A successful event is not just enjoyable; it is also safe, inclusive, and manageable for the people attending.
10. Follow-Up and Evaluation
The event is not fully finished when guests leave. Follow-up helps you measure success, thank people, collect feedback, and improve future events.
After the event:
- Thank guests, speakers, donors, volunteers, or vendors.
- Pay final invoices.
- Return rented items.
- Share photos or recordings if appropriate.
- Send surveys.
- Review attendance numbers.
- Compare actual spending with the budget.
- Record what worked and what failed.
- Save useful templates and contact lists.
Evaluation should connect back to the event purpose. If the goal was fundraising, how much was raised? If the goal was education, what did attendees learn? If the goal was community building, did people connect?

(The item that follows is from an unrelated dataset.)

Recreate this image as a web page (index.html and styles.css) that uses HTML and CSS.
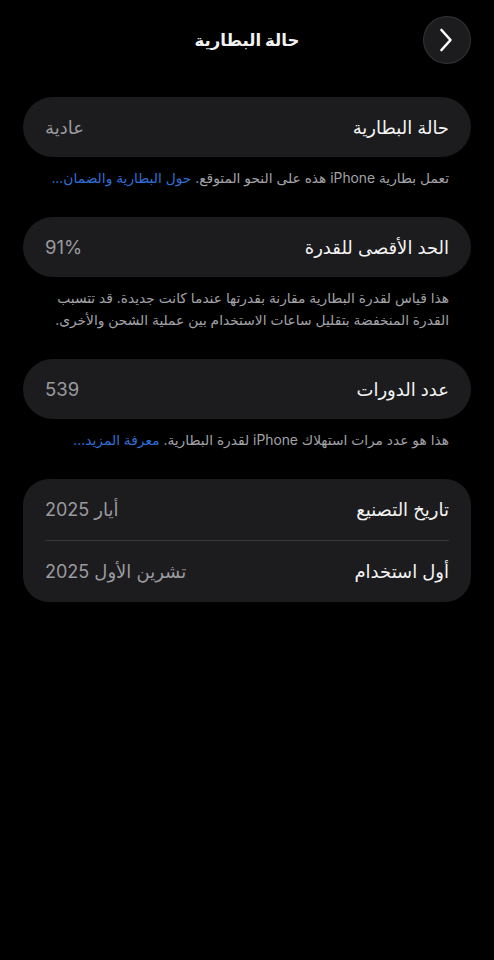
FILE: index.html
```html
<!DOCTYPE html>
<html lang="ar" dir="rtl">
<head>
<meta charset="utf-8">
<title>حالة البطارية</title>
<link rel="stylesheet" href="styles.css">
</head>
<body>
<div class="screen">
  <header class="header">
    <button class="back" aria-label="رجوع">
      <svg width="14" height="24" viewBox="0 0 14 24"><path d="M2.5 2 L11.5 12 L2.5 22" fill="none" stroke="#ffffff" stroke-width="2.6" stroke-linecap="round" stroke-linejoin="round"/></svg>
    </button>
    <h1 class="title">حالة البطارية</h1>
    <span class="spacer"></span>
  </header>

  <section class="group">
    <div class="card">
      <div class="row"><span class="label">حالة البطارية</span><span class="value">عادية</span></div>
    </div>
    <p class="note">تعمل بطارية iPhone هذه على النحو المتوقع. <span class="link">حول البطارية والضمان...</span></p>
  </section>

  <section class="group">
    <div class="card">
      <div class="row"><span class="label">الحد الأقصى للقدرة</span><span class="value num">91%</span></div>
    </div>
    <p class="note">هذا قياس لقدرة البطارية مقارنة بقدرتها عندما كانت جديدة. قد تتسبب القدرة المنخفضة بتقليل ساعات الاستخدام بين عملية الشحن والأخرى.</p>
  </section>

  <section class="group">
    <div class="card">
      <div class="row"><span class="label">عدد الدورات</span><span class="value num">539</span></div>
    </div>
    <p class="note">هذا هو عدد مرات استهلاك iPhone لقدرة البطارية. <span class="link">معرفة المزيد...</span></p>
  </section>

  <section class="group">
    <div class="card card-list">
      <div class="row row-list"><span class="label">تاريخ التصنيع</span><span class="value">أيار 2025</span></div>
      <div class="sep"></div>
      <div class="row row-list"><span class="label">أول استخدام</span><span class="value">تشرين الأول 2025</span></div>
    </div>
  </section>
</div>
</body>
</html>
```

FILE: styles.css
```css
* { box-sizing: border-box; }
html, body {
  margin: 0;
  padding: 0;
  background: #000000;
}
body {
  font-family: "Inter", "DejaVu Sans", "Noto Sans", sans-serif;
  color: #ffffff;
  direction: rtl;
}
.screen {
  width: 494px;
  min-height: 960px;
  padding: 16px 23px 0;
  background: #000000;
}
.header {
  display: grid;
  grid-template-columns: 48px 1fr 48px;
  align-items: center;
  height: 48px;
  margin-bottom: 33px;
}
.back {
  width: 48px;
  height: 48px;
  border-radius: 50%;
  background: #1c1c1e;
  border: 1px solid rgba(255,255,255,0.10);
  display: flex;
  align-items: center;
  justify-content: center;
  padding: 0 2px 0 0;
  margin: 0;
}
.title {
  margin: 0;
  text-align: center;
  font-size: 16.5px;
  font-weight: 700;
  color: #f2f2f2;
}
.group {
  margin-bottom: 28px;
}
.card {
  background: #1c1c1e;
  border-radius: 30px;
}
.card-list {
  border-radius: 26px;
}
.row {
  height: 60px;
  display: flex;
  align-items: center;
  justify-content: space-between;
  padding: 0 22px;
}
.row-list {
  height: 61px;
}
.label {
  font-size: 18px;
  color: #f4f4f4;
}
.value {
  font-size: 18px;
  color: #9a9a9f;
}
.num {
  font-size: 18.5px;
}
.sep {
  height: 1px;
  margin: 0 22px;
  background: #38383a;
}
.note {
  margin: 10px 22px 0;
  font-size: 13.8px;
  line-height: 22px;
  color: #a2a2a7;
}
.link {
  color: #2f6fd6;
}
```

Good follow-up turns one event into better planning for the next one.
The Bottom Line
The 10 factors to consider in planning an event are purpose, audience, budget, date and time, venue, program, vendors and supplies, logistics, safety, and follow-up.
Start with the purpose, then make every decision serve that purpose. Keep the audience experience at the center, control the budget, confirm logistics early, and prepare for what could go wrong.
An event does not have to be expensive to be successful. It has to be clear, organized, realistic, and thoughtful from the guest’s point of view.